Task details | Give only one thing: the number of lines that include the word "index".
* start Recorded data *
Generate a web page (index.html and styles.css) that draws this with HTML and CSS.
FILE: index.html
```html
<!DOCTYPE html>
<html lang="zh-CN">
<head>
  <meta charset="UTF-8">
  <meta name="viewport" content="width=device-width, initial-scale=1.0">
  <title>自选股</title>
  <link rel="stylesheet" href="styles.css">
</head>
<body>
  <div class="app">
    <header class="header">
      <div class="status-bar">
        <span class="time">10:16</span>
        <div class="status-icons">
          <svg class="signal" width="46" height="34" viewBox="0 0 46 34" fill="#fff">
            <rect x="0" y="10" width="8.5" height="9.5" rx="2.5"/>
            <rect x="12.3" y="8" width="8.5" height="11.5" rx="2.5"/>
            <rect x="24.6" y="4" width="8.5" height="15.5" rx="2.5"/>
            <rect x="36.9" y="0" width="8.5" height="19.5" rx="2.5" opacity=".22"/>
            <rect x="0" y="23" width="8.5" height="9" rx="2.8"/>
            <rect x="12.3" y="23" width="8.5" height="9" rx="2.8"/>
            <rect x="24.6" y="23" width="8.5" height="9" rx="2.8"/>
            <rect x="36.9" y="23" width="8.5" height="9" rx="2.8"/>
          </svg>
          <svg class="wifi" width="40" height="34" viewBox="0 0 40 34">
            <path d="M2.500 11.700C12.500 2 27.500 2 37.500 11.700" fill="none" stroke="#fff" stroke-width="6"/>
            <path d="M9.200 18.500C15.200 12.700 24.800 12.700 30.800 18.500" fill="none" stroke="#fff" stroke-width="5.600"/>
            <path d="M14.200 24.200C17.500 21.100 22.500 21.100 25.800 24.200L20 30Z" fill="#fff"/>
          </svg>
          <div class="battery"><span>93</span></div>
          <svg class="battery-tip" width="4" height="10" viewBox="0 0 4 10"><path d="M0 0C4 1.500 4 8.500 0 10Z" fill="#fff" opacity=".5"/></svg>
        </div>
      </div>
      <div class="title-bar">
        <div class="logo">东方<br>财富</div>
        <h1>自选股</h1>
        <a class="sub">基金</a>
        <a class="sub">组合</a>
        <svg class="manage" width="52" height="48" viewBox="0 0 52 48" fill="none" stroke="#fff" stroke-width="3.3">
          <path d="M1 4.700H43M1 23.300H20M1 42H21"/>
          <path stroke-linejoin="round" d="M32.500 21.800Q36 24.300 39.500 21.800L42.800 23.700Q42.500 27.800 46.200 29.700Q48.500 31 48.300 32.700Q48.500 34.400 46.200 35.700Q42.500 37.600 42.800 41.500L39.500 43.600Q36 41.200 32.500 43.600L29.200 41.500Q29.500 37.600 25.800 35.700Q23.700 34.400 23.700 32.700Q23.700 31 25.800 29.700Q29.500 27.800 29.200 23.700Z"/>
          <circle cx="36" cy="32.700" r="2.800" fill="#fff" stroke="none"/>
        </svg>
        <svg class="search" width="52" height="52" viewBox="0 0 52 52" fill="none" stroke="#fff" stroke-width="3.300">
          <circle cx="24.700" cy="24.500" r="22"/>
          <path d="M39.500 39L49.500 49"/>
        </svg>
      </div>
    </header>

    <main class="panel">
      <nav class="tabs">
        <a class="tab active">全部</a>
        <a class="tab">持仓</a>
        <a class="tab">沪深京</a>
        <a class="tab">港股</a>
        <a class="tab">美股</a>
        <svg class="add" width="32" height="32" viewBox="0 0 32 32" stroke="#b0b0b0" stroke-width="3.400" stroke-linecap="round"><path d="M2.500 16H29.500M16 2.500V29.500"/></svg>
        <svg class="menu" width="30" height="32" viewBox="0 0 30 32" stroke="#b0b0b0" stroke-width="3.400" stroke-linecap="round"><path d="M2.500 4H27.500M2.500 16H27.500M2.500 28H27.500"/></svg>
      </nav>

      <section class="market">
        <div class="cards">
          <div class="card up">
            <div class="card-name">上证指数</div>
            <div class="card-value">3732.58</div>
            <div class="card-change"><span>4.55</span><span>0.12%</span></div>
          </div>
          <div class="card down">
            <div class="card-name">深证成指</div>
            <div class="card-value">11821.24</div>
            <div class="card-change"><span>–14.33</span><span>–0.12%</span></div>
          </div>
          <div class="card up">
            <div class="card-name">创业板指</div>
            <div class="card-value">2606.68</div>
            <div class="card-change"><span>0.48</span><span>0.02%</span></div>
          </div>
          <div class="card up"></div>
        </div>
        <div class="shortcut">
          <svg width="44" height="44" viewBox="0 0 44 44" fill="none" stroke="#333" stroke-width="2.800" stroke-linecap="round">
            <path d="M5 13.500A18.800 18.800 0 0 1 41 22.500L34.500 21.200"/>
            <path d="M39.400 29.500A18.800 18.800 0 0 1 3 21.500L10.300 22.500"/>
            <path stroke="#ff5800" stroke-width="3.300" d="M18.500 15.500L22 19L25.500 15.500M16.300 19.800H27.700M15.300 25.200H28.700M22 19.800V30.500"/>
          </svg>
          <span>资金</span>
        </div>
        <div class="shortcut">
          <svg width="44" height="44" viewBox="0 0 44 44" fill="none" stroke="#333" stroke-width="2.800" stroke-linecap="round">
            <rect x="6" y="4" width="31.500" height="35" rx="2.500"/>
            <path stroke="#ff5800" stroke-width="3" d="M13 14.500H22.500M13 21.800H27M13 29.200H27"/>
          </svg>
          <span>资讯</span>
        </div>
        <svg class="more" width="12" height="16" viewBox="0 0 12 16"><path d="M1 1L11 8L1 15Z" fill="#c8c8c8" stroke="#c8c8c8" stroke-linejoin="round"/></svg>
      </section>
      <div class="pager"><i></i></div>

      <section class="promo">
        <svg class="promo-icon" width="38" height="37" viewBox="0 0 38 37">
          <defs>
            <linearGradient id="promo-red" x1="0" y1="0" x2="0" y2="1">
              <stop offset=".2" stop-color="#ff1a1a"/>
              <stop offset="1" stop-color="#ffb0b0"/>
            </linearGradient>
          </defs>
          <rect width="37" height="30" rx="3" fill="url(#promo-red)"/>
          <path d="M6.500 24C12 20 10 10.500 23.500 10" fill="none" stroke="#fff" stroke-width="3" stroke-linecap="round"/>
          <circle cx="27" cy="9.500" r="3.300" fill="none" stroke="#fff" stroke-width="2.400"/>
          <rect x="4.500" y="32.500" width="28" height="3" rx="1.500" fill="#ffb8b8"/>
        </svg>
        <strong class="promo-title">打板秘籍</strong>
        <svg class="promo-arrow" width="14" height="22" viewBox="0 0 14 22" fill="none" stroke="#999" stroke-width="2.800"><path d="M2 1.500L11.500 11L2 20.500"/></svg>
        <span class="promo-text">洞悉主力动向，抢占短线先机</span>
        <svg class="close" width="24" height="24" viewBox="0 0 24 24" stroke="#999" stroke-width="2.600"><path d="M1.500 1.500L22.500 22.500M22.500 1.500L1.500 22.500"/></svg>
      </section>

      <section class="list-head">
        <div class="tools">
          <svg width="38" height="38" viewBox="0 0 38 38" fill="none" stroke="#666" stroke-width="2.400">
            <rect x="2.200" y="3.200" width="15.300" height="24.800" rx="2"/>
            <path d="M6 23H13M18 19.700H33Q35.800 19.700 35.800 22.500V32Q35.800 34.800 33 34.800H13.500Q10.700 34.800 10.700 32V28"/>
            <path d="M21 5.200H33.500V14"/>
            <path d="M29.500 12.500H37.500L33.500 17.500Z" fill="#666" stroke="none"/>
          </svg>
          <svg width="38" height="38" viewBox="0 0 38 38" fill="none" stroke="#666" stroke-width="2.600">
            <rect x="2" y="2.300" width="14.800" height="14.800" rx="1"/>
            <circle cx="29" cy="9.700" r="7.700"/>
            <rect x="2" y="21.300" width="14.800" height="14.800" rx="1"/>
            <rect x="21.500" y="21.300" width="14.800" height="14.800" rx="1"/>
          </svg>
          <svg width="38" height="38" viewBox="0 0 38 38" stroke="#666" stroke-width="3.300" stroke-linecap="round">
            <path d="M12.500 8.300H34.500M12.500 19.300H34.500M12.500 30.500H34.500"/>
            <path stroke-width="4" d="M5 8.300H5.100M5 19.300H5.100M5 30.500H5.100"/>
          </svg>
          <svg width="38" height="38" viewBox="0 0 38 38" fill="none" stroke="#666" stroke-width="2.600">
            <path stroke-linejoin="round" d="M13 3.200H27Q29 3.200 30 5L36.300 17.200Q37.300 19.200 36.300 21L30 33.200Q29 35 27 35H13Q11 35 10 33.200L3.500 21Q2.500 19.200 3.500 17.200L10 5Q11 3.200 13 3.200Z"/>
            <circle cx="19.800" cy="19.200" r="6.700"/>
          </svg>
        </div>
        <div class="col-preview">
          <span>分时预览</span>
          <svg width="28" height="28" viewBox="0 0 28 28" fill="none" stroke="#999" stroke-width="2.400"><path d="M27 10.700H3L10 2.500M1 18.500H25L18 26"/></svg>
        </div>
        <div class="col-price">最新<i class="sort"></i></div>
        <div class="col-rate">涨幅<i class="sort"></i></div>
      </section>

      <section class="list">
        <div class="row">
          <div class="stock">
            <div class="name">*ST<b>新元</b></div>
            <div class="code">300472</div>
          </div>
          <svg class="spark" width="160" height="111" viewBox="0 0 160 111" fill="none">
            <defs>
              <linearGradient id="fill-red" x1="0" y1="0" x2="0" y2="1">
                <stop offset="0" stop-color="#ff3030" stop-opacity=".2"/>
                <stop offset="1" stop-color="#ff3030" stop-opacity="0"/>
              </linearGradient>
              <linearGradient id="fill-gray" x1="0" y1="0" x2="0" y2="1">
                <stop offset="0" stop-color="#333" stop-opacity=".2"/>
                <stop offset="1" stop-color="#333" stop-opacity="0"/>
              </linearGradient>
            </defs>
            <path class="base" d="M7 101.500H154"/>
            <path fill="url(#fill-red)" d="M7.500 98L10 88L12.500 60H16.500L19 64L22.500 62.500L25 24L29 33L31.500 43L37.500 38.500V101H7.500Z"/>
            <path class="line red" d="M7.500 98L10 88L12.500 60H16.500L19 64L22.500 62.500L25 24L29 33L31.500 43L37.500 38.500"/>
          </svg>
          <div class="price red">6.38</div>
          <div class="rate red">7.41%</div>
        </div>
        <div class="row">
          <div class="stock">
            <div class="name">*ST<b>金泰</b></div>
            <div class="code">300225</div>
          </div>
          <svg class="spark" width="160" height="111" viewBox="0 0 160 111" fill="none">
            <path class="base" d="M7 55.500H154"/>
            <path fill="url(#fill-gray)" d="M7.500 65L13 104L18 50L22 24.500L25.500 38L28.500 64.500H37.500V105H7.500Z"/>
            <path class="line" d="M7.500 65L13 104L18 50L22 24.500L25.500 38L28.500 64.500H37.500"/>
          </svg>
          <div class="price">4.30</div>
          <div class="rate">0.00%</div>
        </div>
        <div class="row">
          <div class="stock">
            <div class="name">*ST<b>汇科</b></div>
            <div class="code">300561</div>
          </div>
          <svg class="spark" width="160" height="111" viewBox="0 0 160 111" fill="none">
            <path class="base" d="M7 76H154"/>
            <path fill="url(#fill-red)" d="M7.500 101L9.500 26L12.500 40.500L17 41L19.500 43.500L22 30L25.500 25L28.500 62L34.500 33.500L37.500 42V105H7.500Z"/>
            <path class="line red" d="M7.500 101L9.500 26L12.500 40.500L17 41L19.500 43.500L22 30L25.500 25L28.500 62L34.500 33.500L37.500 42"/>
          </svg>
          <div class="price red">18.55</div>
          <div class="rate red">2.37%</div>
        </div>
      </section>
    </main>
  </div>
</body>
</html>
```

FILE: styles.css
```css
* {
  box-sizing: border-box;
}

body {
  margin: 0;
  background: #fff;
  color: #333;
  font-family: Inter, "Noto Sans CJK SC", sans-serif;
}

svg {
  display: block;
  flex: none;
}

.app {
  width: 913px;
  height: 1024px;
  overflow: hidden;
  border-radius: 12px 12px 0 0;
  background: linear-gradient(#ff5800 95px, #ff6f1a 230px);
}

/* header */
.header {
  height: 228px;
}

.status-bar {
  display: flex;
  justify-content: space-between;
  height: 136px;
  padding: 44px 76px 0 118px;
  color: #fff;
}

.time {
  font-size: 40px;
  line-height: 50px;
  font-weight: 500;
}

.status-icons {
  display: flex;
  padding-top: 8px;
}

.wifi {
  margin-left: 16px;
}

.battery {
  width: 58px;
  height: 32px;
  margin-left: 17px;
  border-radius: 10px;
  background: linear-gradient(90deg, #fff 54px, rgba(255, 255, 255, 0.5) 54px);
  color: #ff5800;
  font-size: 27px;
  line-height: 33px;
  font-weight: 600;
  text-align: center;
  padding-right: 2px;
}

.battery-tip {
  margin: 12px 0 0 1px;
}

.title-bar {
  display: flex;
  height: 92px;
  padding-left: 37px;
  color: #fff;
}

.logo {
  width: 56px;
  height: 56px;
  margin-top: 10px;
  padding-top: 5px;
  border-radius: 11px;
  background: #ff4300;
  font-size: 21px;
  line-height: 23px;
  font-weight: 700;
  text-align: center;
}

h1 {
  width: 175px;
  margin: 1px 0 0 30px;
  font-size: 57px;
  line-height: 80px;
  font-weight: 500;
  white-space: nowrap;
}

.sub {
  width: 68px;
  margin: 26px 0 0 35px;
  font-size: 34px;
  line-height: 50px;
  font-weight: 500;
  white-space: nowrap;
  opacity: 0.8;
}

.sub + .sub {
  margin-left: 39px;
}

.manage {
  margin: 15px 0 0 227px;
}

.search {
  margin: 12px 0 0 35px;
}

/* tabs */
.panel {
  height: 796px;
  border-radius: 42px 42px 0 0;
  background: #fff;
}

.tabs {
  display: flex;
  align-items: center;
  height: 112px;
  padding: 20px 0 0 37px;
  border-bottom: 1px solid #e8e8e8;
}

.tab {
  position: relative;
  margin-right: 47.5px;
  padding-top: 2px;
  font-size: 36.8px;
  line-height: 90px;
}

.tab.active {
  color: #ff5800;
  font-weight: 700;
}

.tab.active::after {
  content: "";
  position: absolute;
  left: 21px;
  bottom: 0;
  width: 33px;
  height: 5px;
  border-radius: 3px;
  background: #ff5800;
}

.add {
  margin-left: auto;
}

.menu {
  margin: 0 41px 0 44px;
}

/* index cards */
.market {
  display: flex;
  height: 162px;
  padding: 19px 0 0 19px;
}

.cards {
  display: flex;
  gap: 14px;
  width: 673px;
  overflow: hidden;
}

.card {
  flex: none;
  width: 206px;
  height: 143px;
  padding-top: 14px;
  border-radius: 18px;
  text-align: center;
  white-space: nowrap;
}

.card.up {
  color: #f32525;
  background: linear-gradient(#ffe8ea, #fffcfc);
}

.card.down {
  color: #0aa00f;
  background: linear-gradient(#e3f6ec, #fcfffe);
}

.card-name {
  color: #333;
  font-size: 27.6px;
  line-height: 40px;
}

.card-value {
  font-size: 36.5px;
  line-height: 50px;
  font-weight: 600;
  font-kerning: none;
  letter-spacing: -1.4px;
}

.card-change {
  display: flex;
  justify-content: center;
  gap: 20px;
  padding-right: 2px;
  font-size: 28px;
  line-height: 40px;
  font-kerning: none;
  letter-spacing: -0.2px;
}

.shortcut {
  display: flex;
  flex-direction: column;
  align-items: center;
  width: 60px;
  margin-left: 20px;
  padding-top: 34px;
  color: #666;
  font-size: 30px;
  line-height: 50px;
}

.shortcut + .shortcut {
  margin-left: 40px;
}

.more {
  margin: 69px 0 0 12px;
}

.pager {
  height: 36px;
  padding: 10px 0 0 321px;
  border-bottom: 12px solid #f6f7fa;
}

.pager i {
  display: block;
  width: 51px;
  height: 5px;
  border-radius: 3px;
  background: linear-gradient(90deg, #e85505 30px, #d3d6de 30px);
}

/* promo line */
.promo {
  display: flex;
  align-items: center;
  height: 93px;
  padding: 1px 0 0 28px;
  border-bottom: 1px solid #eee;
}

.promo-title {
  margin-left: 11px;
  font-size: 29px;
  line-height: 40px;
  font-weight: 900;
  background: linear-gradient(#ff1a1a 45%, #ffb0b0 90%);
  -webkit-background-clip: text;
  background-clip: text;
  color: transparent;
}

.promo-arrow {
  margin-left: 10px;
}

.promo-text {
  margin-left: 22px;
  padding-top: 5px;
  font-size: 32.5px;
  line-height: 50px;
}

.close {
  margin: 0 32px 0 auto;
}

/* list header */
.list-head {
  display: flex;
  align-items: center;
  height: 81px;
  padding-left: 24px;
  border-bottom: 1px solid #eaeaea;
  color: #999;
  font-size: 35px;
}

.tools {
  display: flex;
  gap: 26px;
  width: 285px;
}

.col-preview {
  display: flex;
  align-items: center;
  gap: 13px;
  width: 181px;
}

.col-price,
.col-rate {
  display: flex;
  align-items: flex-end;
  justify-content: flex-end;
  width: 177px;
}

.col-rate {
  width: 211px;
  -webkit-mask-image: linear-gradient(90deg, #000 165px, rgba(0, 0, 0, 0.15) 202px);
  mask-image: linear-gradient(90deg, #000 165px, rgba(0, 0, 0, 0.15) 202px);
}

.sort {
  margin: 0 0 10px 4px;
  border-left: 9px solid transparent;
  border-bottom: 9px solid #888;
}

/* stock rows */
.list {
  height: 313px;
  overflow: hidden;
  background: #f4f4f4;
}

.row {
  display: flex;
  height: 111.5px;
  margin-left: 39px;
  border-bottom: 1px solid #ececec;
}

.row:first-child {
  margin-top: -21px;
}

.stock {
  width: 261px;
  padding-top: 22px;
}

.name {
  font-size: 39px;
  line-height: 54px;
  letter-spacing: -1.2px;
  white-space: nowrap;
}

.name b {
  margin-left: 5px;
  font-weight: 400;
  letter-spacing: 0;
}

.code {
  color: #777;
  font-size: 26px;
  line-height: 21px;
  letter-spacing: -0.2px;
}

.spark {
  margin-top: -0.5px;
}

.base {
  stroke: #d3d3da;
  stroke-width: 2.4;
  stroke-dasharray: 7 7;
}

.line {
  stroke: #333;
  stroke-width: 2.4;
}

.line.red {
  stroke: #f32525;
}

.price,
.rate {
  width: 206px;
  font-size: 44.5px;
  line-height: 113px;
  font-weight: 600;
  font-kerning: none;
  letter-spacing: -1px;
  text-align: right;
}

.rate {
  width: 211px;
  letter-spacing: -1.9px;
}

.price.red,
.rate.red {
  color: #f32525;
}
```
* end Recorded data *
Reply | 3